Instructions to follow:
Output every line of the material exactly, omitting images.
^^^^
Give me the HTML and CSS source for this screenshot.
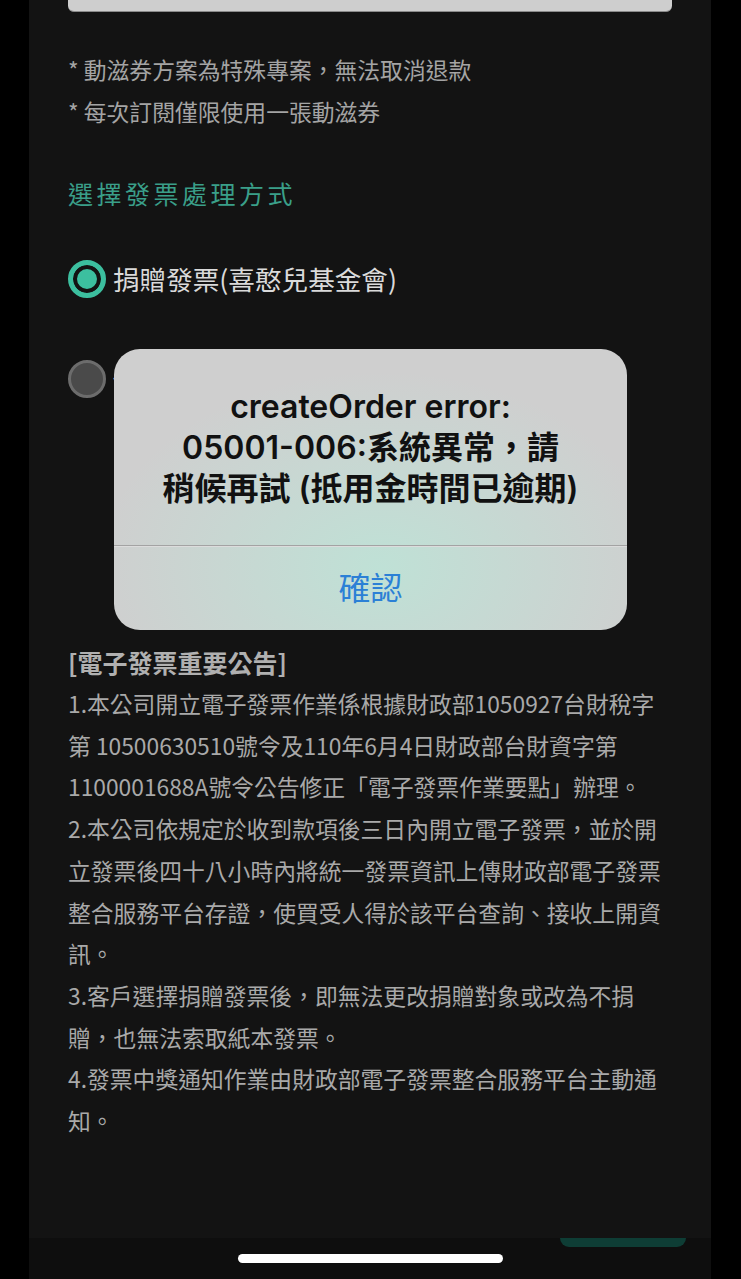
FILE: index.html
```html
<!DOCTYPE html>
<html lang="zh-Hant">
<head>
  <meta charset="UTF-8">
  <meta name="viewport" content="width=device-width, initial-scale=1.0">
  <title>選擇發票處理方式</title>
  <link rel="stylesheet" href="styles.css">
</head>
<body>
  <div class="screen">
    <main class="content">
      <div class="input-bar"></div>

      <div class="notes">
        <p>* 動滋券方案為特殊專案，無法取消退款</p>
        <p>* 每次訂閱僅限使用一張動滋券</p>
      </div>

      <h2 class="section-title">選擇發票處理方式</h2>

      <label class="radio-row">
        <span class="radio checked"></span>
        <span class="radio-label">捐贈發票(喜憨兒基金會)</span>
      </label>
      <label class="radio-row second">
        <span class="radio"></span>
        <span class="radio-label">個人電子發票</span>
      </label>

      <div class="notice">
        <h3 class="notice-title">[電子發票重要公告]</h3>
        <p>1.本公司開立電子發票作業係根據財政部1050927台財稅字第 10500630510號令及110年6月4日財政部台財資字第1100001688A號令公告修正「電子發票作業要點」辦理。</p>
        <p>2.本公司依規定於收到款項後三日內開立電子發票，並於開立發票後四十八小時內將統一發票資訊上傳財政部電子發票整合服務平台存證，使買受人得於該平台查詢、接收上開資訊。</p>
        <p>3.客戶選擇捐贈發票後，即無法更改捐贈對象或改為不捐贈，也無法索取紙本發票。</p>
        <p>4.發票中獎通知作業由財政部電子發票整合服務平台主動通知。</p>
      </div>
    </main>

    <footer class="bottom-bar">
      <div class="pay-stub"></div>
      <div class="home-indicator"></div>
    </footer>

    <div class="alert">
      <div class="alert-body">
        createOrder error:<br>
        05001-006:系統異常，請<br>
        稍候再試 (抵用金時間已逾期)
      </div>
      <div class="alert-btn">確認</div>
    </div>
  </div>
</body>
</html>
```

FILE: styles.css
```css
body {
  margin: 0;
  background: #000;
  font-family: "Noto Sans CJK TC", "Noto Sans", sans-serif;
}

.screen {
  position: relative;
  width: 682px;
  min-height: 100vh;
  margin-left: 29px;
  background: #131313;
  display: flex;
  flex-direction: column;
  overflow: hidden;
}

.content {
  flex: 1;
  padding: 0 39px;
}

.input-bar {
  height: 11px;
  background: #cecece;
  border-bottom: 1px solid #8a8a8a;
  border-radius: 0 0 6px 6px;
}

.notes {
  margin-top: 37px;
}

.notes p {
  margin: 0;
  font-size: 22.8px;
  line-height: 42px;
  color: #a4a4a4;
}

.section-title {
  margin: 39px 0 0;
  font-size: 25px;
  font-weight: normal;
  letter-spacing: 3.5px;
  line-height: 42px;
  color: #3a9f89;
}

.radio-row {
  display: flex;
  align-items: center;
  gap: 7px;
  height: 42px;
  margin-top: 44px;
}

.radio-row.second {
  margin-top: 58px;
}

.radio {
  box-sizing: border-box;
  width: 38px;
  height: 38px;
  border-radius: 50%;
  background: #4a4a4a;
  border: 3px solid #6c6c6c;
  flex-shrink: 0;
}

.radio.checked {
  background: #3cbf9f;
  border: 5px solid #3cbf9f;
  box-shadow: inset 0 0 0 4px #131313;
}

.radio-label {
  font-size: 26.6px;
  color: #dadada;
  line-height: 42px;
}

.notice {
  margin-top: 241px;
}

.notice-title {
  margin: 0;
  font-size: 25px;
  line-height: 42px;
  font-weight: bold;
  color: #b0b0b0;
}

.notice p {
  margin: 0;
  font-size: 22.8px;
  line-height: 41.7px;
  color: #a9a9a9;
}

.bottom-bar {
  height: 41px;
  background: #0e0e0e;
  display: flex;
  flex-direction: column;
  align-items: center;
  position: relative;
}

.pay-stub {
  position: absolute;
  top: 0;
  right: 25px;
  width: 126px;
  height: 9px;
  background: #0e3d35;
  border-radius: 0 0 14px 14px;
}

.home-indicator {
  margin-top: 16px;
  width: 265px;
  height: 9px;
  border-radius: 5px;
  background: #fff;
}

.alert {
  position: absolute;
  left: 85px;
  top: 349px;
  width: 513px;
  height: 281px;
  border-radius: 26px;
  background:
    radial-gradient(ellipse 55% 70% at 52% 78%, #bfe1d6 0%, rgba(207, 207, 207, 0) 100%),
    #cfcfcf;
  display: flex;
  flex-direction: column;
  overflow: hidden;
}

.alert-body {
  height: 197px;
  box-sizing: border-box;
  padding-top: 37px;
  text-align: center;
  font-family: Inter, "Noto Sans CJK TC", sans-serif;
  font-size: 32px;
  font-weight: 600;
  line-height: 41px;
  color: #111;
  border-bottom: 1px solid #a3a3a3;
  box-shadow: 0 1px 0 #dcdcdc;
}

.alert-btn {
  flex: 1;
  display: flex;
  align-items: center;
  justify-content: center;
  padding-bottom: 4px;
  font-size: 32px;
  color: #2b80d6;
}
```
^^^^
Output below:
Give me the HTML and CSS source for this screenshot.
FILE: index.html
```html
<!DOCTYPE html>
<html lang="zh-Hant">
<head>
  <meta charset="UTF-8">
  <meta name="viewport" content="width=device-width, initial-scale=1.0">
  <title>選擇發票處理方式</title>
  <link rel="stylesheet" href="styles.css">
</head>
<body>
  <div class="screen">
    <main class="content">
      <div class="input-bar"></div>

      <div class="notes">
        <p>* 動滋券方案為特殊專案，無法取消退款</p>
        <p>* 每次訂閱僅限使用一張動滋券</p>
      </div>

      <h2 class="section-title">選擇發票處理方式</h2>

      <label class="radio-row">
        <span class="radio checked"></span>
        <span class="radio-label">捐贈發票(喜憨兒基金會)</span>
      </label>
      <label class="radio-row second">
        <span class="radio"></span>
        <span class="radio-label">個人電子發票</span>
      </label>

      <div class="notice">
        <h3 class="notice-title">[電子發票重要公告]</h3>
        <p>1.本公司開立電子發票作業係根據財政部1050927台財稅字第 10500630510號令及110年6月4日財政部台財資字第1100001688A號令公告修正「電子發票作業要點」辦理。</p>
        <p>2.本公司依規定於收到款項後三日內開立電子發票，並於開立發票後四十八小時內將統一發票資訊上傳財政部電子發票整合服務平台存證，使買受人得於該平台查詢、接收上開資訊。</p>
        <p>3.客戶選擇捐贈發票後，即無法更改捐贈對象或改為不捐贈，也無法索取紙本發票。</p>
        <p>4.發票中獎通知作業由財政部電子發票整合服務平台主動通知。</p>
      </div>
    </main>

    <footer class="bottom-bar">
      <div class="pay-stub"></div>
      <div class="home-indicator"></div>
    </footer>

    <div class="alert">
      <div class="alert-body">
        createOrder error:<br>
        05001-006:系統異常，請<br>
        稍候再試 (抵用金時間已逾期)
      </div>
      <div class="alert-btn">確認</div>
    </div>
  </div>
</body>
</html>
```

FILE: styles.css
```css
body {
  margin: 0;
  background: #000;
  font-family: "Noto Sans CJK TC", "Noto Sans", sans-serif;
}

.screen {
  position: relative;
  width: 682px;
  min-height: 100vh;
  margin-left: 29px;
  background: #131313;
  display: flex;
  flex-direction: column;
  overflow: hidden;
}

.content {
  flex: 1;
  padding: 0 39px;
}

.input-bar {
  height: 11px;
  background: #cecece;
  border-bottom: 1px solid #8a8a8a;
  border-radius: 0 0 6px 6px;
}

.notes {
  margin-top: 37px;
}

.notes p {
  margin: 0;
  font-size: 22.8px;
  line-height: 42px;
  color: #a4a4a4;
}

.section-title {
  margin: 39px 0 0;
  font-size: 25px;
  font-weight: normal;
  letter-spacing: 3.5px;
  line-height: 42px;
  color: #3a9f89;
}

.radio-row {
  display: flex;
  align-items: center;
  gap: 7px;
  height: 42px;
  margin-top: 44px;
}

.radio-row.second {
  margin-top: 58px;
}

.radio {
  box-sizing: border-box;
  width: 38px;
  height: 38px;
  border-radius: 50%;
  background: #4a4a4a;
  border: 3px solid #6c6c6c;
  flex-shrink: 0;
}

.radio.checked {
  background: #3cbf9f;
  border: 5px solid #3cbf9f;
  box-shadow: inset 0 0 0 4px #131313;
}

.radio-label {
  font-size: 26.6px;
  color: #dadada;
  line-height: 42px;
}

.notice {
  margin-top: 241px;
}

.notice-title {
  margin: 0;
  font-size: 25px;
  line-height: 42px;
  font-weight: bold;
  color: #b0b0b0;
}

.notice p {
  margin: 0;
  font-size: 22.8px;
  line-height: 41.7px;
  color: #a9a9a9;
}

.bottom-bar {
  height: 41px;
  background: #0e0e0e;
  display: flex;
  flex-direction: column;
  align-items: center;
  position: relative;
}

.pay-stub {
  position: absolute;
  top: 0;
  right: 25px;
  width: 126px;
  height: 9px;
  background: #0e3d35;
  border-radius: 0 0 14px 14px;
}

.home-indicator {
  margin-top: 16px;
  width: 265px;
  height: 9px;
  border-radius: 5px;
  background: #fff;
}

.alert {
  position: absolute;
  left: 85px;
  top: 349px;
  width: 513px;
  height: 281px;
  border-radius: 26px;
  background:
    radial-gradient(ellipse 55% 70% at 52% 78%, #bfe1d6 0%, rgba(207, 207, 207, 0) 100%),
    #cfcfcf;
  display: flex;
  flex-direction: column;
  overflow: hidden;
}

.alert-body {
  height: 197px;
  box-sizing: border-box;
  padding-top: 37px;
  text-align: center;
  font-family: Inter, "Noto Sans CJK TC", sans-serif;
  font-size: 32px;
  font-weight: 600;
  line-height: 41px;
  color: #111;
  border-bottom: 1px solid #a3a3a3;
  box-shadow: 0 1px 0 #dcdcdc;
}

.alert-btn {
  flex: 1;
  display: flex;
  align-items: center;
  justify-content: center;
  padding-bottom: 4px;
  font-size: 32px;
  color: #2b80d6;
}
```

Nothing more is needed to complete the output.